(AIM OF THE TASK): Repeat the full listing below verbatim and keep the images out.

(INFORMATION PROVIDED):
——

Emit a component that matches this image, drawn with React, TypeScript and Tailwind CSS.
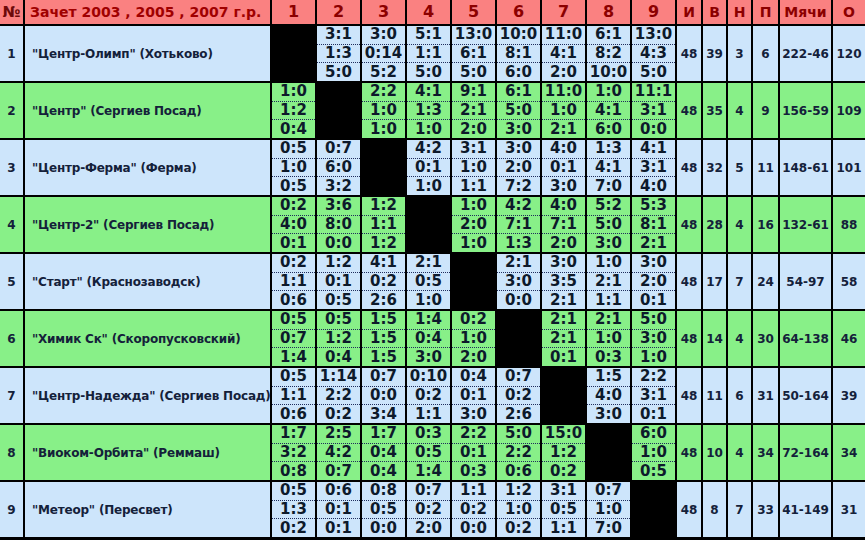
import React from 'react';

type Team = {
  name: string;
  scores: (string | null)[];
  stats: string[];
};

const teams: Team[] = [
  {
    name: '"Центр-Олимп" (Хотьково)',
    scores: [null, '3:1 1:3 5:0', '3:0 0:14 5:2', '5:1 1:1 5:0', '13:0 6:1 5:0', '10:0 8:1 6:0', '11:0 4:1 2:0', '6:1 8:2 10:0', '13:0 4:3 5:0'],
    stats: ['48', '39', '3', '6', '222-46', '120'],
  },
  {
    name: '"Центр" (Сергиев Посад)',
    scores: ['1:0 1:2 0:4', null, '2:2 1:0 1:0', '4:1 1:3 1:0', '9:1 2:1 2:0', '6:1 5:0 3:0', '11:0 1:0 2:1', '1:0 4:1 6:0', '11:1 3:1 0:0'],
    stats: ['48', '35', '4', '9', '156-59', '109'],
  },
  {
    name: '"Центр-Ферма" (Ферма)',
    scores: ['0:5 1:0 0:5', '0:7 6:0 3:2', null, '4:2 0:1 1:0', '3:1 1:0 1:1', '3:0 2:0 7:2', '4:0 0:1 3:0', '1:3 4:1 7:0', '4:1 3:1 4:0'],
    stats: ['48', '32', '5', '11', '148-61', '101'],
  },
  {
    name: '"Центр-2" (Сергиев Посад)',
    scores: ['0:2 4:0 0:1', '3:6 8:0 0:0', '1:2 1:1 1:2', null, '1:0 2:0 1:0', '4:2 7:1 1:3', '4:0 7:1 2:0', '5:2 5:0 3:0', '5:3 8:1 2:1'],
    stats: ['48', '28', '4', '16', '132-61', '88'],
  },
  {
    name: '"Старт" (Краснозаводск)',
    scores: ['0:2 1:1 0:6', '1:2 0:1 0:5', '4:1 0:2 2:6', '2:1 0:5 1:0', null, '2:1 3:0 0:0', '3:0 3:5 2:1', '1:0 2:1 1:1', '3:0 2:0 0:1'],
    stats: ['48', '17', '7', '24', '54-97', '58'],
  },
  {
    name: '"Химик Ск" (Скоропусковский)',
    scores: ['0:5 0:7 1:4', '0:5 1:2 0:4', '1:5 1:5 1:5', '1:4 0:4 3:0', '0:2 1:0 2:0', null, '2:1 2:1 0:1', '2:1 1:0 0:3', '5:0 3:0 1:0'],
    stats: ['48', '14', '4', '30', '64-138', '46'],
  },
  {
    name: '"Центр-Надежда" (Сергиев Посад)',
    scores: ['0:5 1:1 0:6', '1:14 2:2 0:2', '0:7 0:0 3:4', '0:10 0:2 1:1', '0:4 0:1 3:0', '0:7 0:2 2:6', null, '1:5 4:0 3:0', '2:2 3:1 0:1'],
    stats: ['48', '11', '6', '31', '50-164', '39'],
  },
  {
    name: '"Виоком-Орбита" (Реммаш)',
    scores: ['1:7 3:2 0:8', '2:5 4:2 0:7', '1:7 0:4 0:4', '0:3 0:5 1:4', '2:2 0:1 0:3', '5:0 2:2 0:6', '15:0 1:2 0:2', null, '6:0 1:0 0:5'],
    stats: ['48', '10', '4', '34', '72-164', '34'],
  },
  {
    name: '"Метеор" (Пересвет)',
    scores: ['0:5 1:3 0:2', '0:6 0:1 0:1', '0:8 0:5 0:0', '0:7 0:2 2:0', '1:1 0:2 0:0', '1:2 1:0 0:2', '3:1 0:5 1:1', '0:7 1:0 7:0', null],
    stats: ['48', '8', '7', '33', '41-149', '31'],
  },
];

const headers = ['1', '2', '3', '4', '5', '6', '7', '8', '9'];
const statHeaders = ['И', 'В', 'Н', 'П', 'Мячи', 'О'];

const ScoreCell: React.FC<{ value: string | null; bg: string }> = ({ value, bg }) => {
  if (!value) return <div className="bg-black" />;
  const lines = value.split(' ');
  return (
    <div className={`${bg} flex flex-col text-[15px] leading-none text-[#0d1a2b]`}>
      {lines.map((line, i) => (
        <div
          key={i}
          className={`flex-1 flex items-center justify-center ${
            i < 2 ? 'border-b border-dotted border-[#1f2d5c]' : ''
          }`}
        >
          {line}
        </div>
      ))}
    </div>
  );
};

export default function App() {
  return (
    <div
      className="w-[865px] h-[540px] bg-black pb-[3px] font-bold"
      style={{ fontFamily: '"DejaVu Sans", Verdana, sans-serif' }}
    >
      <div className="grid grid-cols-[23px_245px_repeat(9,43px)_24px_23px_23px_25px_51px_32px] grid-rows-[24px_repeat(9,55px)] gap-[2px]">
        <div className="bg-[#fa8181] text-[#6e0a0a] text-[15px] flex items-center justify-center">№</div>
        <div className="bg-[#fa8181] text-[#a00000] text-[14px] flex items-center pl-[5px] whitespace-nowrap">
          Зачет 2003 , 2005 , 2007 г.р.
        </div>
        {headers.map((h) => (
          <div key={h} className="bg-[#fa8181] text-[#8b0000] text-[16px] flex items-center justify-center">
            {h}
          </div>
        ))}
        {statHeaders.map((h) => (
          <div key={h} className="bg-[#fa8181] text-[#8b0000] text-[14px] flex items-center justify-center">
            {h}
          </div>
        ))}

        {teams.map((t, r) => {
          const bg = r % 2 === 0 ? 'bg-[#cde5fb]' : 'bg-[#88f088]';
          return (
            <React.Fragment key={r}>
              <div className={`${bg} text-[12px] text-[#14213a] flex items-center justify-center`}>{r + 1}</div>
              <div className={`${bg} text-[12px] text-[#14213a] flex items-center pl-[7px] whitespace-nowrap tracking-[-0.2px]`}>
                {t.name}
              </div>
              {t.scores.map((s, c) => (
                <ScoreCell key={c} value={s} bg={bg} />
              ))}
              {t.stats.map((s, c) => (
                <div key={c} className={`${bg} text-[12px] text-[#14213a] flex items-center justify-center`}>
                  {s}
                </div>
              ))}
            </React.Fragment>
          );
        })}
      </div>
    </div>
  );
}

——

(EXPECTED ANSWER):
Emit a component that matches this image, drawn with React, TypeScript and Tailwind CSS.
import React from 'react';

type Team = {
  name: string;
  scores: (string | null)[];
  stats: string[];
};

const teams: Team[] = [
  {
    name: '"Центр-Олимп" (Хотьково)',
    scores: [null, '3:1 1:3 5:0', '3:0 0:14 5:2', '5:1 1:1 5:0', '13:0 6:1 5:0', '10:0 8:1 6:0', '11:0 4:1 2:0', '6:1 8:2 10:0', '13:0 4:3 5:0'],
    stats: ['48', '39', '3', '6', '222-46', '120'],
  },
  {
    name: '"Центр" (Сергиев Посад)',
    scores: ['1:0 1:2 0:4', null, '2:2 1:0 1:0', '4:1 1:3 1:0', '9:1 2:1 2:0', '6:1 5:0 3:0', '11:0 1:0 2:1', '1:0 4:1 6:0', '11:1 3:1 0:0'],
    stats: ['48', '35', '4', '9', '156-59', '109'],
  },
  {
    name: '"Центр-Ферма" (Ферма)',
    scores: ['0:5 1:0 0:5', '0:7 6:0 3:2', null, '4:2 0:1 1:0', '3:1 1:0 1:1', '3:0 2:0 7:2', '4:0 0:1 3:0', '1:3 4:1 7:0', '4:1 3:1 4:0'],
    stats: ['48', '32', '5', '11', '148-61', '101'],
  },
  {
    name: '"Центр-2" (Сергиев Посад)',
    scores: ['0:2 4:0 0:1', '3:6 8:0 0:0', '1:2 1:1 1:2', null, '1:0 2:0 1:0', '4:2 7:1 1:3', '4:0 7:1 2:0', '5:2 5:0 3:0', '5:3 8:1 2:1'],
    stats: ['48', '28', '4', '16', '132-61', '88'],
  },
  {
    name: '"Старт" (Краснозаводск)',
    scores: ['0:2 1:1 0:6', '1:2 0:1 0:5', '4:1 0:2 2:6', '2:1 0:5 1:0', null, '2:1 3:0 0:0', '3:0 3:5 2:1', '1:0 2:1 1:1', '3:0 2:0 0:1'],
    stats: ['48', '17', '7', '24', '54-97', '58'],
  },
  {
    name: '"Химик Ск" (Скоропусковский)',
    scores: ['0:5 0:7 1:4', '0:5 1:2 0:4', '1:5 1:5 1:5', '1:4 0:4 3:0', '0:2 1:0 2:0', null, '2:1 2:1 0:1', '2:1 1:0 0:3', '5:0 3:0 1:0'],
    stats: ['48', '14', '4', '30', '64-138', '46'],
  },
  {
    name: '"Центр-Надежда" (Сергиев Посад)',
    scores: ['0:5 1:1 0:6', '1:14 2:2 0:2', '0:7 0:0 3:4', '0:10 0:2 1:1', '0:4 0:1 3:0', '0:7 0:2 2:6', null, '1:5 4:0 3:0', '2:2 3:1 0:1'],
    stats: ['48', '11', '6', '31', '50-164', '39'],
  },
  {
    name: '"Виоком-Орбита" (Реммаш)',
    scores: ['1:7 3:2 0:8', '2:5 4:2 0:7', '1:7 0:4 0:4', '0:3 0:5 1:4', '2:2 0:1 0:3', '5:0 2:2 0:6', '15:0 1:2 0:2', null, '6:0 1:0 0:5'],
    stats: ['48', '10', '4', '34', '72-164', '34'],
  },
  {
    name: '"Метеор" (Пересвет)',
    scores: ['0:5 1:3 0:2', '0:6 0:1 0:1', '0:8 0:5 0:0', '0:7 0:2 2:0', '1:1 0:2 0:0', '1:2 1:0 0:2', '3:1 0:5 1:1', '0:7 1:0 7:0', null],
    stats: ['48', '8', '7', '33', '41-149', '31'],
  },
];

const headers = ['1', '2', '3', '4', '5', '6', '7', '8', '9'];
const statHeaders = ['И', 'В', 'Н', 'П', 'Мячи', 'О'];

const ScoreCell: React.FC<{ value: string | null; bg: string }> = ({ value, bg }) => {
  if (!value) return <div className="bg-black" />;
  const lines = value.split(' ');
  return (
    <div className={`${bg} flex flex-col text-[15px] leading-none text-[#0d1a2b]`}>
      {lines.map((line, i) => (
        <div
          key={i}
          className={`flex-1 flex items-center justify-center ${
            i < 2 ? 'border-b border-dotted border-[#1f2d5c]' : ''
          }`}
        >
          {line}
        </div>
      ))}
    </div>
  );
};

export default function App() {
  return (
    <div
      className="w-[865px] h-[540px] bg-black pb-[3px] font-bold"
      style={{ fontFamily: '"DejaVu Sans", Verdana, sans-serif' }}
    >
      <div className="grid grid-cols-[23px_245px_repeat(9,43px)_24px_23px_23px_25px_51px_32px] grid-rows-[24px_repeat(9,55px)] gap-[2px]">
        <div className="bg-[#fa8181] text-[#6e0a0a] text-[15px] flex items-center justify-center">№</div>
        <div className="bg-[#fa8181] text-[#a00000] text-[14px] flex items-center pl-[5px] whitespace-nowrap">
          Зачет 2003 , 2005 , 2007 г.р.
        </div>
        {headers.map((h) => (
          <div key={h} className="bg-[#fa8181] text-[#8b0000] text-[16px] flex items-center justify-center">
            {h}
          </div>
        ))}
        {statHeaders.map((h) => (
          <div key={h} className="bg-[#fa8181] text-[#8b0000] text-[14px] flex items-center justify-center">
            {h}
          </div>
        ))}

        {teams.map((t, r) => {
          const bg = r % 2 === 0 ? 'bg-[#cde5fb]' : 'bg-[#88f088]';
          return (
            <React.Fragment key={r}>
              <div className={`${bg} text-[12px] text-[#14213a] flex items-center justify-center`}>{r + 1}</div>
              <div className={`${bg} text-[12px] text-[#14213a] flex items-center pl-[7px] whitespace-nowrap tracking-[-0.2px]`}>
                {t.name}
              </div>
              {t.scores.map((s, c) => (
                <ScoreCell key={c} value={s} bg={bg} />
              ))}
              {t.stats.map((s, c) => (
                <div key={c} className={`${bg} text-[12px] text-[#14213a] flex items-center justify-center`}>
                  {s}
                </div>
              ))}
            </React.Fragment>
          );
        })}
      </div>
    </div>
  );
}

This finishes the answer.